With a secured debt consolidation loan, you use your home as security as before, but you don’t replace or affect your existing mortgage in any way.
This is good news for many homeowners who tend to be on attractive deals that they don’t want to change.
Instead, the homeowner loan is used to repay your various credit cards and unsecured personal loans (which are typically expensive). Then you have one payment alongside your mortgage to meet each month.
The secured loan is more affordable as it’s secured against your property. It’s also faster and cheaper than a remortgage.
There is usually less paperwork, too, and your broker can handle what administration is required for speed, accuracy, and efficiency.
Keep reading – Debt consolidation loan brokers or try our debt consolidation loan calculator.
What are the features of a secured debt consolidation loan?
A secured debt consolidation loan is a second charge loan placed against your property. It allows you to keep your existing mortgage in place and untouched, so you can continue to benefit from the existing rate and avoid any early repayment fees.
The homeowner loan is flexible. It can be taken out for terms of up to thirty years, and at a lower interest rate, typically, than with an unsecured loan.
It’s also accessible, as this type of second charge loan tends to be available even if your credit record isn’t perfect, or if you have non-traditional income streams.
A broker such as ABC Finance can assess your needs and financial position to help you get the best possible deals from lenders who are well-positioned to approve your application.
Secured debt consolidation loans also tend to have no early repayment charges, and they have a relatively simple application process.
In summary, the benefits of these second-charge loans are:
- Leaves the mortgage intact
- Less expensive than unsecured finance
- Quick and easy to apply for
- Available to people with less-than-perfect credit.
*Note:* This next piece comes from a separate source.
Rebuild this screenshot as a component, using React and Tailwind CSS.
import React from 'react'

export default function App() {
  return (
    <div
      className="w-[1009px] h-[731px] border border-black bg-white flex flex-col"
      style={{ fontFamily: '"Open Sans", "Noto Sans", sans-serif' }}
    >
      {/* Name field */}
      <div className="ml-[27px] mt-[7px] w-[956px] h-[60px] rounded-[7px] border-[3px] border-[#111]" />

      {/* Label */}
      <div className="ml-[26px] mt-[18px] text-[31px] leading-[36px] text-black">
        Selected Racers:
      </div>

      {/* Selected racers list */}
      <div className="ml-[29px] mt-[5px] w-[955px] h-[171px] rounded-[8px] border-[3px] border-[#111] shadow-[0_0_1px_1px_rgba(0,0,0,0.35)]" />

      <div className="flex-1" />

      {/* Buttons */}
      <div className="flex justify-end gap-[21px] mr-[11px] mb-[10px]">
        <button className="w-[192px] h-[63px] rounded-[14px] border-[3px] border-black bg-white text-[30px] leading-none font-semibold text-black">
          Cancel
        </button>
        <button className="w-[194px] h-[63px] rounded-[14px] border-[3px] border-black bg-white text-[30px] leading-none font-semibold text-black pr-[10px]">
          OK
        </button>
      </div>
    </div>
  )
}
Who can apply for a secured debt consolidation loan?
Secured debt consolidation loans are suitable for homeowners who want to consolidate their debts into one single, affordable monthly payment.
These second charge loans are ideal if you:
- Want to keep an existing mortgage deal on your home
- Want to avoid early repayment penalties
- Have tried to apply for an unsecured loan but have been declined
- Need to borrow more than an unsecured loan will allow (so long as you have sufficient equity in your home).
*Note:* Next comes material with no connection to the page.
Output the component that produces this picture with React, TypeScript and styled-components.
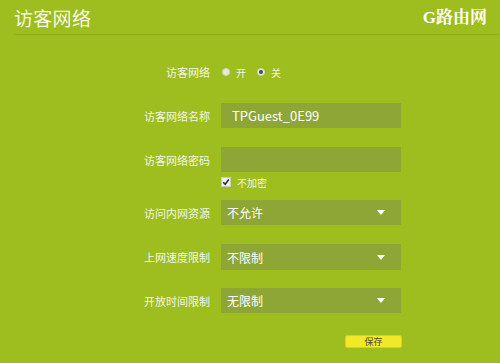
import React from 'react';
import styled, { createGlobalStyle } from 'styled-components';

const GlobalStyle = createGlobalStyle`
  html, body {
    margin: 0;
    padding: 0;
    background: #9ebd1e;
  }
  body {
    font-family: "Noto Sans CJK SC", "Noto Sans", sans-serif;
  }
`;

const Page = styled.div`
  width: 500px;
  height: 363px;
  background: #9ebd1e;
  overflow: hidden;
`;

const Header = styled.div`
  display: flex;
  justify-content: space-between;
  align-items: center;
  height: 34px;
  margin-left: 14px;
  padding-right: 13px;
  border-bottom: 1px solid #91ae1a;
`;

const Title = styled.h1`
  margin: 0;
  font-size: 19px;
  font-weight: 400;
  color: #f4f8e6;
  line-height: 1;
  letter-spacing: 0.3px;
`;

const Brand = styled.div`
  font-family: "Liberation Serif", "Noto Serif CJK SC", "Noto Sans CJK SC", serif;
  font-weight: 700;
  font-size: 17px;
  color: #ffffff;
  line-height: 1;
`;

const Form = styled.div`
  display: flex;
  flex-direction: column;
`;

const Row = styled.div<{ $top: number; $h: number }>`
  display: flex;
  align-items: center;
  margin-top: ${p => p.$top}px;
  height: ${p => p.$h}px;
`;

const Label = styled.div`
  width: 210px;
  text-align: right;
  font-size: 11px;
  color: #f2f6e2;
  flex-shrink: 0;
`;

const Field = styled.div`
  margin-left: 11px;
  width: 180px;
  height: 100%;
  display: flex;
  align-items: center;
`;

const Box = styled.div<{ $pad: number; $size: number }>`
  width: 100%;
  height: 100%;
  box-sizing: border-box;
  background: #8da636;
  display: flex;
  align-items: center;
  justify-content: space-between;
  padding: 0 16px 0 ${p => p.$pad}px;
  font-size: ${p => p.$size}px;
  color: #ffffff;
`;

const RadioItem = styled.label`
  display: flex;
  align-items: center;
  font-size: 10px;
  color: #f2f6e2;
  margin-right: 10px;
`;

const RadioDot = styled.span<{ $checked?: boolean }>`
  width: 8px;
  height: 8px;
  border-radius: 50%;
  box-sizing: border-box;
  background: #e6e8e0;
  border: 1px solid #d0d3c8;
  margin: 0 6px 0 1px;
  display: flex;
  align-items: center;
  justify-content: center;
  &::after {
    content: '';
    width: 4px;
    height: 4px;
    border-radius: 50%;
    background: ${p => (p.$checked ? '#4a4d55' : 'transparent')};
  }
`;

const Check = styled.span`
  width: 8px;
  height: 8px;
  background: #eef0ea;
  border: 1px solid #c9ccc0;
  margin: 0 6px 0 0;
  display: flex;
  align-items: center;
  justify-content: center;
`;

const CheckText = styled.span`
  font-size: 10px;
  color: #f2f6e2;
`;

const Arrow = styled.span`
  width: 0;
  height: 0;
  border-left: 4px solid transparent;
  border-right: 4px solid transparent;
  border-top: 5px solid #ffffff;
`;

const SaveButton = styled.button`
  margin-left: 345px;
  width: 57px;
  height: 13px;
  padding: 0;
  border: 1px solid #d9cf1e;
  border-radius: 2px;
  background: #f2e82a;
  color: #4a4a20;
  font-family: "Noto Sans CJK SC", sans-serif;
  font-size: 9px;
  line-height: 11px;
`;

const ButtonRow = styled.div`
  margin-top: 22px;
  display: flex;
`;

const selects = [
  { label: '访问内网资源', value: '不允许', top: 12, h: 25 },
  { label: '上网速度限制', value: '不限制', top: 19, h: 26 },
  { label: '开放时间限制', value: '无限制', top: 18, h: 25 },
];

export default function App() {
  return (
    <Page>
      <GlobalStyle />
      <Header>
        <Title>访客网络</Title>
        <Brand>G路由网</Brand>
      </Header>
      <Form>
        <Row $top={29} $h={16}>
          <Label>访客网络</Label>
          <Field>
            <RadioItem>
              <RadioDot />开
            </RadioItem>
            <RadioItem>
              <RadioDot $checked />关
            </RadioItem>
          </Field>
        </Row>
        <Row $top={23} $h={25}>
          <Label>访客网络名称</Label>
          <Field>
            <Box $pad={11} $size={13}>TPGuest_0E99</Box>
          </Field>
        </Row>
        <Row $top={19} $h={25}>
          <Label>访客网络密码</Label>
          <Field>
            <Box $pad={11} $size={13} />
          </Field>
        </Row>
        <Row $top={4} $h={12}>
          <Label />
          <Field>
            <Check>
              <svg width="8" height="8" viewBox="0 0 8 8">
                <path d="M1.2 4.2 L3.2 6.2 L6.8 1.6" fill="none" stroke="#2b2e36" strokeWidth="1.6" />
              </svg>
            </Check>
            <CheckText>不加密</CheckText>
          </Field>
        </Row>
        {selects.map(s => (
          <Row key={s.label} $top={s.top} $h={s.h}>
            <Label>{s.label}</Label>
            <Field>
              <Box $pad={6} $size={12}>
                {s.value}
                <Arrow />
              </Box>
            </Field>
          </Row>
        ))}
        <ButtonRow>
          <SaveButton>保存</SaveButton>
        </ButtonRow>
      </Form>
    </Page>
  );
}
- Have multiple debts that you want to manage in a single, affordable monthly payment more easily.
ABC Finance can help you assess your options and find the best approach for your needs, all while keeping your existing mortgage intact and untouched.
Read more – Advantages of debt consolidation or Debt consolidation loan rates.
How to consolidate debts with a second charge loan
The easiest way to consolidate debts with a second charge loan is to use an FCA-accredited broker to manage the process.
Whether you go direct or use a broker for the best deal, these are the steps you’ll take.
Assess your position
Calculate the total of your unsecured debts, which could be in the form of unsecured or personal loans, credit cards and store cards. Know how much you want to borrow to repay these debts in full.
Get advice
An FCA-accredited broker like ABC Finance can review your unique needs and financial position to see how much you can borrow based on your affordability, credit rating, and property equity.
Your broker will then know which lenders to approach based on your unique profile and the offers currently in the market.
Compare deals
The second-charge loans market is specialised; most lenders only go through the broker network. Customers generally cannot access all secured debt consolidation loans directly through the open market.
If you use a broker, they will find the best deals and explain the offers, with repayment terms, interest rates, features and total repayment amounts.
Apply for your chosen loan
Your debt consolidation loan broker will submit your application to ensure accuracy and the fastest turnaround time.
They will check your ID and provide documentation that the lender requires to evidence your income, existing mortgage arrangements, and equity in your home.
The lender may perform a desktop valuation to verify the available equity in your home, especially if you wish to borrow a sizeable secured debt consolidation loan.
This will ensure that your equity can easily meet your first-charge mortgage and second-charge loan.
Repay your unsecured debts
When your secured debt consolidation loan is approved, you’ll use it to repay your debts. You will then have one single monthly payment, in addition to your regular monthly mortgage payment, and far less financial stress.
It’s essential that you don’t build up further unsecured debt once your homeowner loan is in place.
How ABC Finance can help
ABC Finance is a multi-award-winning, family-run business with over 20 years of experience helping customers with financial products such as debt consolidation and second-charge loans.
We offer whole-of-market access and compare top lenders to get the best rates, negotiating on behalf of our customers to get the best possible rates. We also charge fees that are typically half the industry standard despite offering a premium service.
We never pressure our customers and focus on offering trusted, regulated advice. We are voluntary members of FIBA, which reflects our commitment to the highest standards of client care.
Our team is friendly, fast, and transparent, and we’re confident that we can help you regain control of your finances, whether you’re looking to cut your monthly payments or free up capital for any purpose.
Contact us today for a no-obligation chat and to find out if a secured debt consolidation loan is right for you.
FAQs About Secured debt consolidation loans
Secured debt consolidation loans, or homeowner loans, are specialist products that are less well known in the consumer market. Here are some common questions.
Is it risky to secure a loan against my home?
Secured borrowing always carries a risk because if you default on your loan repayments, your lender can repossess your home. However, taking out a second-charge loan with quality advice from a trusted broker like ABC Finance can be a smart way to manage your debts.
Will a homeowner loan affect my credit score?
It can do, but potentially in a positive way, if you use your secured debt consolidation loan to repay your other outstanding unsecured debts in full and manage your new repayments carefully and thoroughly.
Can I get a secured second charge loan if I have bad credit?
Yes. Many lenders will still offer secured debt consolidation loans to customers with adverse credit. By working with a broker such as ABC Finance, you can access the broadest panel of trusted, quality lenders with the best possible outcomes.
How long does it take to get a secured debt consolidation loan?
It’s often much quicker than a full remortgage, and some homeowner loans can be completed in as little as two to three weeks.